What you should do: Restate the whole listing word for word. Pictures are left out.

Source excerpt:
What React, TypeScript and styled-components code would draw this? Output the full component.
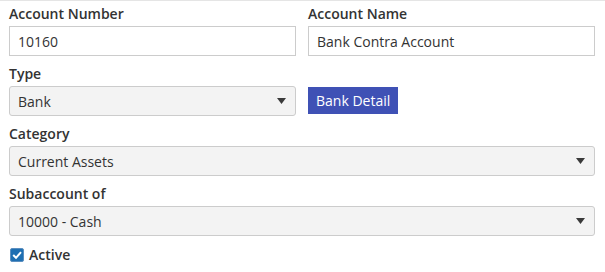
import {createGlobalStyle, styled} from "styled-components";

const GlobalStyle = createGlobalStyle`
  body {
    margin: 0;
    background: #fff;
    font-family: "Open Sans", "Liberation Sans", sans-serif;
    font-size: 14px;
    color: #333;
  }
`;

const Form = styled.div`
  width: 605px;
  box-sizing: border-box;
  border-top: 1px solid #e5e5e5;
  padding: 3px 10px 0 9px;
`;

const Row = styled.div<{ $cols?: number }>`
  display: grid;
  grid-template-columns: ${p => p.$cols === 1 ? "1fr" : "287px 287px"};
  column-gap: 12px;
`;

const Group = styled.div`
  display: flex;
  flex-direction: column;
  margin-bottom: 8px;
`;

const Label = styled.label`
  font-weight: 600;
  line-height: 20px;
  margin-bottom: 2px;
  color: #333;
`;

const TextBox = styled.div`
  height: 30px;
  box-sizing: border-box;
  border: 1px solid #ccc;
  padding: 0 8px;
  display: flex;
  align-items: center;
  color: #333;
`;

const SelectBox = styled.div`
  height: 30px;
  box-sizing: border-box;
  border: 1px solid #ccc;
  border-radius: 3px;
  background: #f3f3f3;
  padding: 0 9px 0 8px;
  display: flex;
  align-items: center;
  justify-content: space-between;
  color: #333;
`;

const Arrow = () => (
  <svg width="9" height="6" viewBox="0 0 9 6">
    <path d="M0 0 H9 L4.5 6 Z" fill="#3a3a3a"/>
  </svg>
);

const Spacer = styled.div`
  height: 22px;
`;

const DetailButton = styled.button`
  align-self: flex-start;
  margin-top: 1px;
  height: 27px;
  padding: 0 8px;
  border: none;
  background: #3f51b5;
  color: #fff;
  font-family: inherit;
  font-size: 14px;
  cursor: pointer;
`;

const CheckRow = styled.label`
  display: flex;
  align-items: center;
  gap: 5px;
  margin-top: 1px;
  padding-left: 1px;
  font-weight: 600;
  line-height: 20px;
`;

const CheckBox = styled.span`
  width: 14px;
  height: 14px;
  box-sizing: border-box;
  border: 1px solid #5b8fc0;
  border-radius: 2px;
  background: #1f6fb2;
  display: flex;
  align-items: center;
  justify-content: center;
`;

export default function App() {
  return (
    <>
      <GlobalStyle/>
      <Form>
        <Row>
          <Group>
            <Label>Account Number</Label>
            <TextBox>10160</TextBox>
          </Group>
          <Group>
            <Label>Account Name</Label>
            <TextBox>Bank Contra Account</TextBox>
          </Group>
        </Row>
        <Row>
          <Group>
            <Label>Type</Label>
            <SelectBox>Bank<Arrow/></SelectBox>
          </Group>
          <Group>
            <Spacer/>
            <DetailButton>Bank Detail</DetailButton>
          </Group>
        </Row>
        <Row $cols={1}>
          <Group>
            <Label>Category</Label>
            <SelectBox>Current Assets<Arrow/></SelectBox>
          </Group>
        </Row>
        <Row $cols={1}>
          <Group>
            <Label>Subaccount of</Label>
            <SelectBox>10000 - Cash<Arrow/></SelectBox>
          </Group>
        </Row>
        <CheckRow>
          <CheckBox>
            <svg width="12" height="12" viewBox="0 0 12 12">
              <path d="M2.2 6 L5 8.8 L10 3.2" stroke="#fff" strokeWidth="2" fill="none"/>
            </svg>
          </CheckBox>
          Active
        </CheckRow>
      </Form>
    </>
  );
}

Task response:
What React, TypeScript and styled-components code would draw this? Output the full component.
import {createGlobalStyle, styled} from "styled-components";

const GlobalStyle = createGlobalStyle`
  body {
    margin: 0;
    background: #fff;
    font-family: "Open Sans", "Liberation Sans", sans-serif;
    font-size: 14px;
    color: #333;
  }
`;

const Form = styled.div`
  width: 605px;
  box-sizing: border-box;
  border-top: 1px solid #e5e5e5;
  padding: 3px 10px 0 9px;
`;

const Row = styled.div<{ $cols?: number }>`
  display: grid;
  grid-template-columns: ${p => p.$cols === 1 ? "1fr" : "287px 287px"};
  column-gap: 12px;
`;

const Group = styled.div`
  display: flex;
  flex-direction: column;
  margin-bottom: 8px;
`;

const Label = styled.label`
  font-weight: 600;
  line-height: 20px;
  margin-bottom: 2px;
  color: #333;
`;

const TextBox = styled.div`
  height: 30px;
  box-sizing: border-box;
  border: 1px solid #ccc;
  padding: 0 8px;
  display: flex;
  align-items: center;
  color: #333;
`;

const SelectBox = styled.div`
  height: 30px;
  box-sizing: border-box;
  border: 1px solid #ccc;
  border-radius: 3px;
  background: #f3f3f3;
  padding: 0 9px 0 8px;
  display: flex;
  align-items: center;
  justify-content: space-between;
  color: #333;
`;

const Arrow = () => (
  <svg width="9" height="6" viewBox="0 0 9 6">
    <path d="M0 0 H9 L4.5 6 Z" fill="#3a3a3a"/>
  </svg>
);

const Spacer = styled.div`
  height: 22px;
`;

const DetailButton = styled.button`
  align-self: flex-start;
  margin-top: 1px;
  height: 27px;
  padding: 0 8px;
  border: none;
  background: #3f51b5;
  color: #fff;
  font-family: inherit;
  font-size: 14px;
  cursor: pointer;
`;

const CheckRow = styled.label`
  display: flex;
  align-items: center;
  gap: 5px;
  margin-top: 1px;
  padding-left: 1px;
  font-weight: 600;
  line-height: 20px;
`;

const CheckBox = styled.span`
  width: 14px;
  height: 14px;
  box-sizing: border-box;
  border: 1px solid #5b8fc0;
  border-radius: 2px;
  background: #1f6fb2;
  display: flex;
  align-items: center;
  justify-content: center;
`;

export default function App() {
  return (
    <>
      <GlobalStyle/>
      <Form>
        <Row>
          <Group>
            <Label>Account Number</Label>
            <TextBox>10160</TextBox>
          </Group>
          <Group>
            <Label>Account Name</Label>
            <TextBox>Bank Contra Account</TextBox>
          </Group>
        </Row>
        <Row>
          <Group>
            <Label>Type</Label>
            <SelectBox>Bank<Arrow/></SelectBox>
          </Group>
          <Group>
            <Spacer/>
            <DetailButton>Bank Detail</DetailButton>
          </Group>
        </Row>
        <Row $cols={1}>
          <Group>
            <Label>Category</Label>
            <SelectBox>Current Assets<Arrow/></SelectBox>
          </Group>
        </Row>
        <Row $cols={1}>
          <Group>
            <Label>Subaccount of</Label>
            <SelectBox>10000 - Cash<Arrow/></SelectBox>
          </Group>
        </Row>
        <CheckRow>
          <CheckBox>
            <svg width="12" height="12" viewBox="0 0 12 12">
              <path d="M2.2 6 L5 8.8 L10 3.2" stroke="#fff" strokeWidth="2" fill="none"/>
            </svg>
          </CheckBox>
          Active
        </CheckRow>
      </Form>
    </>
  );
}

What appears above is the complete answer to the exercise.